Мать осталась лежать у соседей, а я пошел искать комнату, снабженный добрыми советами соседок. Пошел на так называемые Саратовские горы через Глебычев овраг в верхнюю часть города, на окраину его, тогда выглядевшую как взбиравшаяся в гору деревня. Там, по сведениям соседок, вдовы — хозяйки этих домиков — иногда сдавали комнаты. Да я и сам тоже знал это, потому что, когда учился в школе и у нас был бригадный метод, при котором мы помогали друг другу готовить уроки, ходил туда, на горы, помогать готовить уроки кому-то из нашей бригады — девочке, родители которой снимали комнату вот в таком частном доме. Мне повезло: походив там по улице, я через какой-нибудь час или два нашел хозяйку, которая была готова сдать нам одну из двух комнат своего домика, даже довольно большую, в которой могли поместиться наши немногочисленные вещи. Мы переночевали эту ночь у соседей, а утром опять-таки кто-то из соседей достал грузовик и помог нам погрузить на него вещи — большего сделать не мог, ему надо было идти на службу. У матери все еще была температура, я упросил ее остаться еще до следующего дня у соседей, обещав, что я все сделаю сам.

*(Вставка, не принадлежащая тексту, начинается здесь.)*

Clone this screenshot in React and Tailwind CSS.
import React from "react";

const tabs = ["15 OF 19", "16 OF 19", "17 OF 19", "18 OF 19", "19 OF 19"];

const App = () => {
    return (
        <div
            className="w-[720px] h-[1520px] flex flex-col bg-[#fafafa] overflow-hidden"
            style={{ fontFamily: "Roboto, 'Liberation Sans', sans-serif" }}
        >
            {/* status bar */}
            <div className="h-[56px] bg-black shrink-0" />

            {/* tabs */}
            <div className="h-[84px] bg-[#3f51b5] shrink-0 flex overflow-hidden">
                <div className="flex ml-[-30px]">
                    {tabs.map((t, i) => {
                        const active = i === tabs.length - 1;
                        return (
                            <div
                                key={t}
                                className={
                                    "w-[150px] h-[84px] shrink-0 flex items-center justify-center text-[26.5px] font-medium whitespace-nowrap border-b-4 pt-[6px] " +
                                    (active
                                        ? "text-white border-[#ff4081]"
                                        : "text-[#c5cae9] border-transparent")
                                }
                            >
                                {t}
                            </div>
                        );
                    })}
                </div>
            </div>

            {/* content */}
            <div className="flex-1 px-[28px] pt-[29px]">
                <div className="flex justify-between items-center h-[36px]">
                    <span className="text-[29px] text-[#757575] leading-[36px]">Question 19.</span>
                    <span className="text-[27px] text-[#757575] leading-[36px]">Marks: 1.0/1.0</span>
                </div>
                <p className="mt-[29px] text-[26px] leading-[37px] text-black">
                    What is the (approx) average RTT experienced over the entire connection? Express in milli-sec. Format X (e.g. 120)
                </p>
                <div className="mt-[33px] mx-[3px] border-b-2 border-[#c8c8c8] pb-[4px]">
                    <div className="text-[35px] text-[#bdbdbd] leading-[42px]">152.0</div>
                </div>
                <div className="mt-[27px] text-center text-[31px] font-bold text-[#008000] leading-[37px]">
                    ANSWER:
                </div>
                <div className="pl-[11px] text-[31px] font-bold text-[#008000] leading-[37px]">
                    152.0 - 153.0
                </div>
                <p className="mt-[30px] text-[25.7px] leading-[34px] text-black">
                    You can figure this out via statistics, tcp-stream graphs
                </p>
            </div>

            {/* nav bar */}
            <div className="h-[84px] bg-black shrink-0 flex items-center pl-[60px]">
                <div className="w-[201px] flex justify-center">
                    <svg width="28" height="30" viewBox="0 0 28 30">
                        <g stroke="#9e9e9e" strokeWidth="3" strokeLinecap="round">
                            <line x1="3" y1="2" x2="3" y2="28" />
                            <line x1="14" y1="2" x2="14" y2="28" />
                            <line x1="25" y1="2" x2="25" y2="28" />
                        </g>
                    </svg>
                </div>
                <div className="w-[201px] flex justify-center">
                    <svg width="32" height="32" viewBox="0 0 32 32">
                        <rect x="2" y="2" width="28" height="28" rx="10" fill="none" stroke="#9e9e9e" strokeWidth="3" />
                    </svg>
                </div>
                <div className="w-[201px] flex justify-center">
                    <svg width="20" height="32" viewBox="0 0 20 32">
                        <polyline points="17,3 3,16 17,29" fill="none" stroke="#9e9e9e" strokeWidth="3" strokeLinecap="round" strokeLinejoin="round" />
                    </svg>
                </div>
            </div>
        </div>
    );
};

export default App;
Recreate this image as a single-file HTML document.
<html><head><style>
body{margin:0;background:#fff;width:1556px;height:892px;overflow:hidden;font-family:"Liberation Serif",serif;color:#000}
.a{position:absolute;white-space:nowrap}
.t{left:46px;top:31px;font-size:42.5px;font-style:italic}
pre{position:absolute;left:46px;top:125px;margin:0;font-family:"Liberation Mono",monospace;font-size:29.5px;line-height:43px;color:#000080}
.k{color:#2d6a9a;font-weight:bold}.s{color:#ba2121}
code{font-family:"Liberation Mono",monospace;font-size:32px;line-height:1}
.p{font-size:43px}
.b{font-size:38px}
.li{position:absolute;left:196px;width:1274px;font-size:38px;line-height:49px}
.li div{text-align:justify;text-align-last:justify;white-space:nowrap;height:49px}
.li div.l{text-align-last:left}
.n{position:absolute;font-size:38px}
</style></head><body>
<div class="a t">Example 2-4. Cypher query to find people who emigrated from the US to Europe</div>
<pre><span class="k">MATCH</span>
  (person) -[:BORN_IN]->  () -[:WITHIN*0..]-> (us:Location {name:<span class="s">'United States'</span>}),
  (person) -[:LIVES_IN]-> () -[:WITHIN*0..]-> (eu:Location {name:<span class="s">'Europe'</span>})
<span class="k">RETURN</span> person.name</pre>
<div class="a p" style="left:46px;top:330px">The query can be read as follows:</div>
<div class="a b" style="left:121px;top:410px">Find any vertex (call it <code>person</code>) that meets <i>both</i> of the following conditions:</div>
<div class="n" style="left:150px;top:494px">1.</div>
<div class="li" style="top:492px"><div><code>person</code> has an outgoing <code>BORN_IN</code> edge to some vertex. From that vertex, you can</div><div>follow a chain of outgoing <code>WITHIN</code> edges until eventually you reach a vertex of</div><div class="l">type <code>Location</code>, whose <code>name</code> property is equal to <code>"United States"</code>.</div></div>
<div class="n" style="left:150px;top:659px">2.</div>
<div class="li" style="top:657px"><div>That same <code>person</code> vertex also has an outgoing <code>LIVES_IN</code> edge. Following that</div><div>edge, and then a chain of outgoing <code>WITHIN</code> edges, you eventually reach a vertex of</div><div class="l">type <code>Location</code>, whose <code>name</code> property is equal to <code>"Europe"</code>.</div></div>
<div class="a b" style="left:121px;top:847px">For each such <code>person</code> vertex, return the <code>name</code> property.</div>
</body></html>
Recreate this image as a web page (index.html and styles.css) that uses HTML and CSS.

Так и поступили. Правда, мне не повезло, потому что в этот день пошел дождь, дорога раскисла. Там, где стояло наше нынешнее жилье, дорога поднималась круто в гору и начиная с какого-то места была уже немощеной, грузовик забуксовал и дальше ехать не мог. Шофер помог выгрузить вещи на землю и уехал, посочувствовав мне. У него вышло то казенное время, которое ему дали для этой поездки, и он ничего не мог сделать сверх того, что сделал. А я постепенно перетащил на себе на один квартал вверх весь наш скарб. Как ни странно, доволок на спине и пустые платяные шкафы. Было мне тогда, весной 31–го года, пятнадцать с половиной лет, был я худой и отнюдь не богатырского сложения малый, но, самому себе на удивление, оказался довольно жилистым и вещи перетащил, хотя и запомнил этот день надолго, пожалуй, на всю жизнь. Запомнил без злобы, даже с некоторым самодовольством, что вот справился с тем, с чем не приходилось справляться, и так, как не ожидал сам от себя. Обида была, но больше за мать. Она потом сколько ни вспоминала эту историю, никогда не могла простить выселения тем людям, от которых оно зависело. Наверное, поэтому из-за ее обиды так с юности и помню фамилии обоих этих людей, забыв сотни других имен и фамилий. Но называть их здесь не хочу. Судьба одного из них спустя шесть лет, в тридцать седьмом году, завершилась трагически, о чем я узнал еще на двадцать лет позже. Судьбы другого не знаю и не хочу брать греха на душу.